Entry barriers are a business’s biggest obstacle when a consumer becomes aware of the various brands in their sector. These can range from complex sign up processes, to difficult to navigate websites, to opaque information on the business. So businesses need to offer a reason for a potential consumer to choose them the first time, which, given good service, should result in repeat transactions. One way of doing this is through welcome bonuses. A special offer at the point of initial interaction with a brand can resonate positively with a customer’s view of the brand going forward. Telecoms companies and service providers are famous for their “new customers” deals, which attempt to outshine their competitors, while good service means people rarely change once their welcome deal has expired. A key example of this is the welcome bonus offered by online poker provider 888poker. The online poker market has a lot of big players, so standing out is crucial in order to bringing in initial business, which can be retained through the varied poker offering on the site. 888poker is a key example of a company using welcome bonuses to strenghten its brand and reach – from the option to double your money on your first poker game, to the chance to win £888 worth of free play, to a premium welcome package with the chance to grab up to £1,500 in the first week of online poker play. Shared across the various versions of poker, from Texas Hold ‘Em to Omaha Hi-Lo and 7 Card Stud, and some exclusive variants such as SNAP, players can choose the game they want to play. These offerings not only leave the customer with a high opinion of the brand and introduce them to the variants on offer, but also act as a talking point for their networks – especially if they’re lucky enough to bag the bigger prizes. Showing goodwill initially is a strong move for a brand, and winning a big blind in Texas Hold ‘Em is a surefire way of ensuring brand retention.
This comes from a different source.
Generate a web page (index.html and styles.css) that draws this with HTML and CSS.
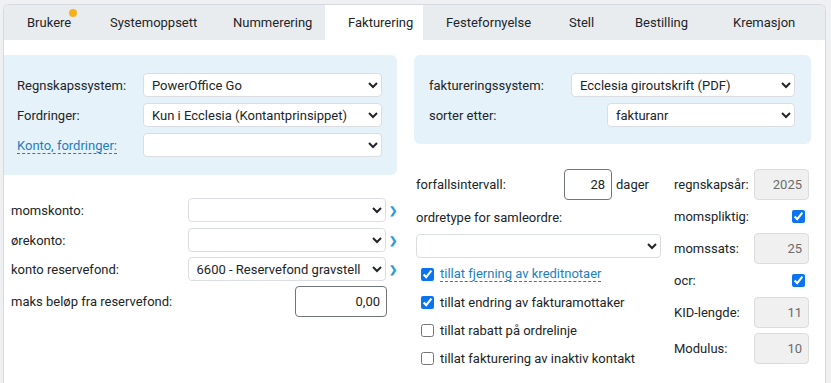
FILE: index.html
```html
<!DOCTYPE html>
<html>

<head>
    <meta charset="UTF-8">
    <title>Fakturering</title>
    <link rel="stylesheet" href="styles.css">
</head>

<body>
    <div class="page">
        <div class="card">
            <!-- faner -->
            <div class="tabs">
                <div class="tab">Brukere<span class="dot"></span></div>
                <div class="tab">Systemoppsett</div>
                <div class="tab">Nummerering</div>
                <div class="tab active">Fakturering</div>
                <div class="tab">Festefornyelse</div>
                <div class="tab">Stell</div>
                <div class="tab">Bestilling</div>
                <div class="tab">Kremasjon</div>
            </div>
            <div class="content">
                <div class="col col_l">
                    <div class="panel panel_l">
                        <div class="row">
                            <span class="lbl lbl_sys">Regnskapssystem:</span>
                            <select class="sel sel_sys"><option>PowerOffice Go</option></select>
                        </div>
                        <div class="row">
                            <span class="lbl lbl_sys">Fordringer:</span>
                            <select class="sel sel_sys"><option>Kun i Ecclesia (Kontantprinsippet)</option></select>
                        </div>
                        <div class="row">
                            <span class="lbl lbl_sys"><span class="link">Konto, fordringer:</span></span>
                            <select class="sel sel_sys"><option></option></select>
                        </div>
                    </div>
                    <div class="accounts">
                        <div class="row">
                            <span class="lbl lbl_acc">momskonto:</span>
                            <select class="sel sel_acc"><option></option></select>
                            <span class="go">&#x276F;</span>
                        </div>
                        <div class="row">
                            <span class="lbl lbl_acc">ørekonto:</span>
                            <select class="sel sel_acc"><option></option></select>
                            <span class="go">&#x276F;</span>
                        </div>
                        <div class="row">
                            <span class="lbl lbl_acc">konto reservefond:</span>
                            <select class="sel sel_acc"><option>6600 - Reservefond gravstell</option></select>
                            <span class="go">&#x276F;</span>
                        </div>
                        <div class="row row_tall">
                            <span class="lbl lbl_max">maks beløp fra reservefond:</span>
                            <input class="num num_max" type="text" value="0,00">
                        </div>
                    </div>
                </div>
                <div class="col col_r">
                    <div class="panel panel_r">
                        <div class="row spread">
                            <span class="lbl">faktureringssystem:</span>
                            <select class="sel sel_inv"><option>Ecclesia giroutskrift (PDF)</option></select>
                        </div>
                        <div class="row spread">
                            <span class="lbl">sorter etter:</span>
                            <select class="sel sel_sort"><option>fakturanr</option></select>
                        </div>
                    </div>
                    <div class="lower">
                        <div class="mid">
                            <div class="row row_tall">
                                <span class="lbl lbl_due">forfallsintervall:</span>
                                <input class="num num_due" type="text" value="28">
                                <span class="unit">dager</span>
                            </div>
                            <div class="row row_text">ordretype for samleordre:</div>
                            <select class="sel sel_type"><option></option></select>
                            <div class="checks">
                                <label class="check"><input type="checkbox" checked><span class="link">tillat fjerning av kreditnotaer</span></label>
                                <label class="check"><input type="checkbox" checked><span>tillat endring av fakturamottaker</span></label>
                                <label class="check"><input type="checkbox"><span>tillat rabatt på ordrelinje</span></label>
                                <label class="check"><input type="checkbox"><span>tillat fakturering av inaktiv kontakt</span></label>
                            </div>
                        </div>
                        <div class="side">
                            <div class="srow">
                                <span>regnskapsår:</span>
                                <input class="num num_off" type="text" value="2025" disabled>
                            </div>
                            <div class="srow srow_chk">
                                <span>momspliktig:</span>
                                <input type="checkbox" checked>
                            </div>
                            <div class="srow">
                                <span>momssats:</span>
                                <input class="num num_off" type="text" value="25" disabled>
                            </div>
                            <div class="srow srow_chk">
                                <span>ocr:</span>
                                <input type="checkbox" checked>
                            </div>
                            <div class="srow">
                                <span>KID-lengde:</span>
                                <input class="num num_off" type="text" value="11" disabled>
                            </div>
                            <div class="srow srow_last">
                                <span>Modulus:</span>
                                <input class="num num_off" type="text" value="10" disabled>
                            </div>
                        </div>
                    </div>
                </div>
            </div>
        </div>
    </div>
</body>

</html>
```

FILE: styles.css
```css
* {
    margin: 0;
    padding: 0;
    box-sizing: border-box;
}
:root {
    --text: #212529;
    --line: #d6dade;
    --blue: #1d7fc1;
    --panel: #e6f2f9;
}
body {
    background-color: #eef0f2;
    font-family: Roboto, "Liberation Sans", sans-serif;
    font-size: 13px;
    color: var(--text);
}
/* 外框：左边 3px，顶部 4px */
.page {
    padding: 4px 5px 0 3px;
    height: 100vh;
}
.card {
    height: 100%;
    border: 1px solid var(--line);
    border-bottom: none;
    border-radius: 6px 6px 0 0;
    background-color: #fff;
    overflow: hidden;
}
/* 标签栏 */
.tabs {
    display: grid;
    grid-template-columns: 83px 123px 115px 98px 123px 66px 98px 1fr;
    height: 35px;
    background-color: #e9ecef;
}
.tab {
    position: relative;
    padding-left: 23px;
    line-height: 35px;
    white-space: nowrap;
}
.tab.active {
    background-color: #fff;
}
.dot {
    position: absolute;
    left: 65px;
    top: 4px;
    width: 8px;
    height: 8px;
    border-radius: 50%;
    background-color: #f5b21c;
}
/* 内容 */
.content {
    display: flex;
    padding-top: 15px;
}
.col_l {
    width: 393px;
}
.col_r {
    width: 397px;
    margin-left: 17px;
}
.panel {
    display: flex;
    flex-direction: column;
    gap: 6px;
    background-color: var(--panel);
    padding: 18px 16px 18px 13px;
}
.panel_l {
    height: 120px;
    border-radius: 0 6px 6px 0;
    padding-right: 15px;
}
.panel_r {
    height: 89px;
    border-radius: 6px;
    padding-left: 15px;
}
.row {
    display: flex;
    align-items: center;
    height: 24px;
}
.spread {
    justify-content: space-between;
}
.row_tall {
    height: 31px;
}
.lbl_sys {
    width: 126px;
}
.link {
    color: var(--blue);
    border-bottom: 1px dashed var(--blue);
}
.sel {
    height: 24px;
    border: 1px solid #dadde1;
    border-radius: 4px;
    background-color: #fff;
    font-family: inherit;
    font-size: 13px;
    color: var(--text);
    padding: 0 4px;
}
.sel_sys {
    width: 239px;
}
.sel_inv {
    width: 224px;
}
.sel_sort {
    width: 188px;
}
.sel_acc {
    width: 199px;
}
.sel_type {
    display: block;
    width: 245px;
}
/* 账户部分 */
.accounts {
    display: flex;
    flex-direction: column;
    gap: 6px;
    padding: 23px 0 0 7px;
}
.accounts .row:nth-child(3) {
    margin-top: -1px;
}
.accounts .row_tall {
    margin-top: -1px;
}
.lbl_acc {
    width: 177px;
}
.lbl_max {
    width: 284px;
}
.go {
    margin-left: 3px;
    color: #2a9bd8;
    font-size: 10px;
    font-weight: bold;
}
.num {
    height: 31px;
    border: 1px solid #70757a;
    border-radius: 4px;
    font-family: inherit;
    font-size: 13px;
    color: var(--text);
    text-align: right;
    padding: 0 6px;
    background-color: #fff;
}
.num_max {
    width: 92px;
}
.lbl_due {
    width: 148px;
}
.num_due {
    width: 48px;
}
.unit {
    margin-left: 4px;
}
.num_off {
    width: 55px;
    border-color: #dcdcdc;
    background-color: #f0f0f0;
    color: #6c6c6c;
}
/* 右下部分 */
.lower {
    display: flex;
    padding: 25px 0 0 2px;
}
.mid {
    width: 245px;
}
.row_text {
    height: 34px;
}
.checks {
    display: flex;
    flex-direction: column;
    padding-top: 2px;
}
.check {
    display: flex;
    align-items: center;
    height: 28px;
    gap: 6px;
    padding-left: 5px;
}
input[type="checkbox"] {
    width: 13px;
    height: 13px;
    margin: 0;
    accent-color: #0a74f0;
}
.side {
    display: flex;
    flex-direction: column;
    width: 135px;
    margin-left: 13px;
}
.srow {
    display: flex;
    align-items: center;
    justify-content: space-between;
    height: 31px;
}
.srow_chk {
    height: 33px;
    padding-right: 4px;
}
.srow_last {
    margin-top: 5px;
}
```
4 Ways to attract customers - and keep them coming back!

Source: Pixabay Caption: Giving customers the VIP treatment can entice them to a brand.

3. Rolling out the red carpet

Poker isn’t the only pastime that aims to treat customers like royalty. By offering something of added value, the brand can allow itself to stand out while providing something for social media, and developing a positive brand reputation. VIP Packages can help attract customers, and a strong service afterwards can help keep them. Especially good for “event” brands – by rolling out the red carpet, and offering something special for fans, interest can be drummed up. And then for those who opt not to choose the VIP package, they may fall back on the business’s other offerings, while they are on the site. A good example of this is the F1’s push for VIP weekends. Not just offering races, the package creates an all-compassing journey into the racing world, with track tours, pit-lane walks and meet and greets with the racers, which can create a strong value proposition for racing fans. If the customer ends up booking, the higher cost will result in greater social media advocacy (as it tends to do) leading up to, during, and following their visit, which will be broadcast to their network. Consumers always look favourably on brands that allow them into an esoteric inner circle, so the VIP move is a clever one – we’ve also seen it in poker and casino brands, both land-based and online.
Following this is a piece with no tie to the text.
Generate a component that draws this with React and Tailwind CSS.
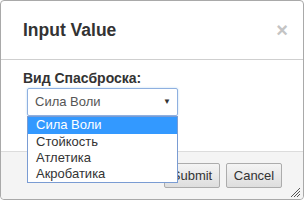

4. Loyalty is business royalty

One of the easiest ways for a brand to keep customers coming back is through the loyalty scheme. Whether this be a card to be stamped for each visit, resulting in something free (coffee shops offer the 7th cup free for 6 stamps), or a sustained period of discounts for points collected (the British-based Nectar points scheme does this well, allowing consumers to clock up points on their various transactions in a number of stores), or even something special doled out for every other stage on the card (Baskin Robbins offers free ice-cream in exchange for repeat visits). 82% of consumers enjoy discounts, while only 77% prefer free products. Loyalty cards show amenability and compromise on the brand’s part – which is always a good move to show to customers that you’re willing to meet them halfway and give them a special discount (a trick dating back to the travelling merchants). The trick with a loyalty offering is to offer something that tips the scales in your brand’s favour when making a decision (e.g. many may opt to eat a certain place if they can collect points). Amazon Prime has cornered the market on loyalty schemes. While most promote delayed gratification – input x amount and then receive y – Amazon prime promotes instant gratification. Amazon Prime has often been referred to as a privilege program, which gives the consumer the privilege of next day delivery. Once signed up, the customer then feels the need to make use of the delivery, so would choose Amazon as their retailer in order to take advantage. So, with this in mind, loyalty and privilege programs can work exceptionally well in order to become the preferred vendor.

As we can see, offerings that attract new customers, and maintain current ones, can work well in order to achieve their goals. But, what’s most interesting is the ability for each offer to work together with the other tools at a brand’s disposal to create a fully integrated holistic approach. Offer a welcome bonus, like the online poker sites, which can result in social media advocacy, special treatment, and loyalty cards, which can boost word of mouth advocacy. Ultimately, the most important thing about a brand is what people are saying about it. So, by developing a strong strategy, brands can boost not only immediate conversions, but the brand’s image in the long run.